Karl Lind believes in prioritizing the consumer’s experience

This is one in a series about best practices for streaming for radio stations.

Karl Lind is chief engineer with Northwestern Media, servicing approximately 30 full-time FM stations and translators as well as one AM daytime station in Iowa and Missouri. 

Radio World: Karl, what would you identify as the most important trend in how audio streaming technology or workflows have evolved for radio companies?

Karl Lind, chief engineer, Northwestern Media
Karl Lind

Karl Lind: In recent years, this industry has seen a decline in traditional over-the-air broadcast reception in homes, coupled with an exponential increase in the number of smart home devices natively capable of internet-based streaming. Fewer individuals and families leverage traditional broadcast in their homes; in many cases, homes will be found without a radio. 

As the demand for over-the-air broadcast continues to decline outside of the motor vehicle, radio broadcasters need to acknowledge the decline and prepare to leverage online content delivery as the next generation of home radio listening. 

RW: What kind of processing do you use, and is it different from your on-air?

Lind: Within Northwestern Media, we utilize a few different processors for our webstream encoding. 

In all cases, the device handling the stream encoding is responsible for the audio processing. As an organization that employs Telos Omnia.9 at many of our flagship stations, we use either the Omnia.9’s internal stream processor and encoder or Claesson Edwards’ BreakawayOne audio software processor and encoder. 

While the processing on our streams is remarkably like the sound of our FMs, the stream’s density is reduced to compensate for lossy compression algorithms. The result: Omnia quality processing on both FM and webstream. The webstream audience is growing, so we are making sure we prioritize the listener experience just as we would our FM signals. 

RW: What techniques would you recommend for maintaining audio quality for streaming audio and podcasting?

Lind: Take care of your listener’s ears. 

Broadcasters need to carefully balance compression algorithms, bitrates and processing. For streaming audio, stations need to consider their bandwidth capacity, billing for CDNs (as applicable), and revenue potential. For a highly profitable webstream, you may want to consider a higher bitrate and a more standard algorithm. The higher your bitrate, the better your sound, but the higher your streaming provider bill. 

Carefully balance all three points and remember to prioritize your listener’s experience over your profit margin. 

Speaking to specific recommendations for streaming, I always set a hard deck in compression method of 96 kbps HE-AACv1. I have found anything below that bitrate and algorithm (even utilizing HE-AACv2) to possess noticeably poorer fidelity, especially once you introduce processing. 

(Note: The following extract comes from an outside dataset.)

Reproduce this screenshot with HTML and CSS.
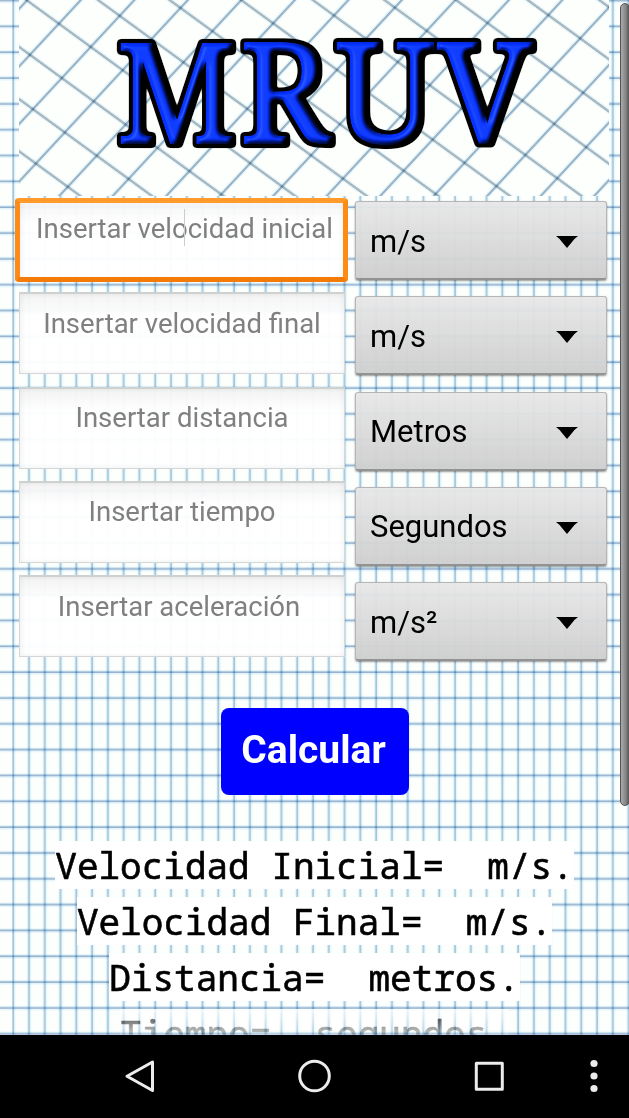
FILE: index.html
```
<!DOCTYPE html>
<html lang="es">
<head>
<meta charset="utf-8">
<title>MRUV</title>
<link rel="stylesheet" href="styles.css">
</head>
<body>
<div class="app">
  <main class="sheet">
    <svg class="paper" width="629" height="1035" aria-hidden="true">
      <defs>
        <pattern id="cols" x="11.1" y="0" width="15.78" height="100" patternUnits="userSpaceOnUse">
          <rect width="4.4" height="100" fill="#e6f6fd"/><rect x="1.4" width="1.4" height="100" fill="#9cbad5"/>
        </pattern>
        <pattern id="rows" x="0" y="-1.6" width="100" height="25.83" patternUnits="userSpaceOnUse">
          <rect width="100" height="4.6" fill="#e6f6fd"/><rect y="1.4" width="100" height="1.6" fill="#96b0d0"/>
        </pattern>
      </defs>
      <rect width="629" height="1035" fill="#fdfffd"/>
      <rect class="ink" x="12" width="617" height="1035" fill="url(#cols)"/>
      <rect class="ink" width="629" height="1035" fill="url(#rows)"/>
    </svg>
    <div class="content">
      <svg class="banner" width="590" height="196" viewBox="19 0 590 196" role="img" aria-label="MRUV">
        <defs>
          <pattern id="down" x="22.5" y="0" width="71.6" height="200" patternUnits="userSpaceOnUse" patternTransform="skewX(53.9)">
            <rect width="8" height="200" fill="#e6f5fc"/><rect x="2" width="3.8" height="200" fill="#a8b6c1"/>
          </pattern>
          <pattern id="up" x="24" y="0" width="53.5" height="200" patternUnits="userSpaceOnUse" patternTransform="skewX(-42.9)">
            <rect width="6.4" height="200" fill="#e6f5fc"/><rect x="2" width="2.7" height="200" fill="#98b0c6"/>
          </pattern>
          <filter id="bevel" x="-10%" y="-10%" width="120%" height="120%" color-interpolation-filters="sRGB">
            <feMorphology in="SourceAlpha" operator="dilate" radius="2" result="grown"/>
            <feGaussianBlur in="grown" stdDeviation="1.4" result="soft"/>
            <feComponentTransfer in="soft" result="edge"><feFuncA type="linear" slope="7" intercept="-.4"/></feComponentTransfer>
            <feGaussianBlur in="SourceAlpha" stdDeviation="2.8" result="b"/>
            <feDiffuseLighting in="b" surfaceScale="5" diffuseConstant="1.35" lighting-color="#fff" result="d">
              <feDistantLight azimuth="205" elevation="48"/>
            </feDiffuseLighting>
            <feComposite in="d" in2="SourceGraphic" operator="arithmetic" k1="1" result="lit"/>
            <feSpecularLighting in="b" surfaceScale="5" specularConstant=".45" specularExponent="16" lighting-color="#a0b0ff" result="s">
              <feDistantLight azimuth="205" elevation="48"/>
            </feSpecularLighting>
            <feComposite in="lit" in2="s" operator="arithmetic" k2="1" k3=".5" result="sum"/>
            <feComposite in="sum" in2="SourceAlpha" operator="in" result="face"/>
            <feMerge><feMergeNode in="edge"/><feMergeNode in="face"/></feMerge>
          </filter>
        </defs>
        <rect x="19" width="590" height="196" fill="#fdfffd"/>
        <rect class="ink" x="19" width="590" height="196" fill="url(#down)"/>
        <rect class="ink" x="19" width="590" height="196" fill="url(#up)"/>
        <g class="title" filter="url(#bevel)">
          <text x="117" y="142.5" textLength="119" lengthAdjust="spacingAndGlyphs">M</text>
          <text x="240" y="142.5" textLength="90" lengthAdjust="spacingAndGlyphs">R</text>
          <text x="336" y="142.5" textLength="99" lengthAdjust="spacingAndGlyphs">U</text>
          <text x="438" y="142.5" textLength="94" lengthAdjust="spacingAndGlyphs">V</text>
        </g>
      </svg>
      <div class="form">
        <div class="fields">
          <div class="field focused"><span>Insertar velocidad inicial</span><i class="caret"></i></div>
          <div class="field"><span>Insertar velocidad final</span></div>
          <div class="field"><span>Insertar distancia</span></div>
          <div class="field"><span>Insertar tiempo</span></div>
          <div class="field last"><span>Insertar aceleración</span></div>
        </div>
        <div class="units">
          <div class="unit"><span>m/s</span><svg class="arrow" viewBox="0 0 22 12"><path d="M0 0H22Q19 2 16 6L11 12L6 6Q3 2 0 0Z"/></svg></div>
          <div class="unit"><span>m/s</span><svg class="arrow" viewBox="0 0 22 12"><path d="M0 0H22Q19 2 16 6L11 12L6 6Q3 2 0 0Z"/></svg></div>
          <div class="unit"><span>Metros</span><svg class="arrow" viewBox="0 0 22 12"><path d="M0 0H22Q19 2 16 6L11 12L6 6Q3 2 0 0Z"/></svg></div>
          <div class="unit"><span>Segundos</span><svg class="arrow" viewBox="0 0 22 12"><path d="M0 0H22Q19 2 16 6L11 12L6 6Q3 2 0 0Z"/></svg></div>
          <div class="unit"><span>m/s²</span><svg class="arrow" viewBox="0 0 22 12"><path d="M0 0H22Q19 2 16 6L11 12L6 6Q3 2 0 0Z"/></svg></div>
        </div>
      </div>
      <div class="calc">Calcular</div>
      <div class="results">
        <div class="result">Velocidad Inicial=  m/s.</div>
        <div class="result">Velocidad Final=  m/s.</div>
        <div class="result">Distancia=  metros.</div>
        <div class="result fading">Tiempo=  segundos.</div>
      </div>
    </div>
    <div class="scrollbar"></div>
  </main>
  <nav class="navbar">
    <svg width="629" height="83" viewBox="0 1035 629 83" fill="none" stroke="#ececec" stroke-width="3" stroke-linejoin="round">
      <path d="M152.5 1062V1090.5L127 1076.3Z"/>
      <circle cx="314.5" cy="1076" r="14.8"/>
      <rect x="476.3" y="1063.3" width="26" height="26"/>
      <g fill="#ececec" stroke="none"><circle cx="594" cy="1063.5" r="3.6"/><circle cx="594" cy="1076" r="3.6"/><circle cx="594" cy="1088.5" r="3.6"/></g>
    </svg>
  </nav>
</div>
</body>
</html>
```
FILE: styles.css
```
*, *::before { box-sizing: border-box; }
body { margin: 0; background: #000; font-family: Roboto, sans-serif; }
.app { display: flex; flex-direction: column; width: 629px; height: 1118px; overflow: hidden; }
.sheet { position: relative; height: 1035px; overflow: hidden; flex: none; }
.paper { position: absolute; left: 0; top: 0; }
.ink { mix-blend-mode: multiply; }
.content { position: relative; display: flex; flex-direction: column; align-items: center; }
.banner { display: block; align-self: flex-start; margin-left: 19px; }
.title {
  font-family: "Noto Serif", "DejaVu Serif", serif; font-size: 139px;
  fill: #0530ff; stroke: #0530ff; stroke-width: 2.6px; stroke-linejoin: round;
}

.form { display: flex; gap: 9.5px; width: 100%; height: 512px; padding-left: 19px; }
.fields { display: flex; flex-direction: column; gap: 12.3px; padding-top: 2px; width: 326px; }
.field {
  position: relative; display: flex; justify-content: center; height: 82px; padding-top: 12.4px;
  font-size: 27.5px; line-height: 34px; color: #808080; white-space: nowrap;
  border: 1px solid #d5d7d7; border-top: 2px solid #cfd1d1;
  background: linear-gradient(rgba(242,242,242,.95), rgba(255,255,255,.96) 22px);
  box-shadow: inset 3px 0 5px rgba(0,0,0,.04), inset -3px 0 5px rgba(0,0,0,.03);
}
.focused { border-color: transparent; padding-left: 5px; }
.last { padding-right: 6px; }
.focused::before {
  content: ""; position: absolute; left: -5px; top: -2px; width: 333px; height: 84px; border-radius: 4px;
  border: 5px solid #ff8b14; border-top-color: #ff9a2b; border-bottom-color: #f57b08;
}
.caret { position: absolute; left: 164px; top: 9px; width: 1px; height: 37px; background: #ccc; }
.units { display: flex; flex-direction: column; gap: 16.3px; padding-top: 5px; width: 252.5px; }
.unit {
  display: flex; align-items: center; justify-content: space-between; height: 79px; padding: 2px 28px 0 14.5px;
  font-size: 31px; color: #000; border-radius: 3px; border: 1px solid #b5b5b5; border-bottom: 2px solid #929292;
  background: linear-gradient(rgba(231,231,231,.95), rgba(207,207,207,.97));
  box-shadow: 0 1px 2px rgba(0,0,0,.4);
}
.arrow { width: 22px; height: 12px; margin-top: 2px; }
.calc {
  width: 188px; height: 87px; border-radius: 8px; background: #00f; color: #fff;
  font-size: 39px; font-weight: 700; line-height: 84px; text-align: center; padding-right: 2px;
}
.results { display: flex; flex-direction: column; align-items: center; gap: 8px; margin-top: 46px; }
.result {
  height: 48px; padding-bottom: 4px; background: #fff; color: #000; white-space: pre;
  font: 36px/50px "Noto Sans Mono", "DejaVu Sans Mono", monospace;
  -webkit-text-stroke: .6px #000;
}
.fading { -webkit-mask-image: linear-gradient(rgba(0,0,0,.8), transparent 34px); mask-image: linear-gradient(rgba(0,0,0,.8), transparent 34px); }
.scrollbar {
  position: absolute; left: 620px; top: 3px; width: 10px; height: 803px; border-radius: 5px;
  border: 1px solid #555; background: linear-gradient(90deg, #aaa, #858585 60%, #555);
}
.navbar { height: 83px; background: #000; }
.navbar svg { display: block; }
```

There is a vast number of combinations you can use to deliver your content, but the aforementioned configuration should get you started in the right direction if you’re trying to get your stream off the ground.

RW: How can broadcasters monitor all their streams efficiently?

Lind: Being able to monitor and alarm on stream issues is becoming increasingly more important as stations’ streaming audiences grow and engineering forces shrink. Inovonics recently developed its 611 Streaming Monitor, which can monitor and alarm up to 30 different streams in stream rotation. The 611 is compatible with SSL, Icecast and HLS, making it versatile in all modern and legacy stream deployments. With consideration toward simplicity and reliability, we’ve found the 611 to be the best choice for monitoring our audio streams.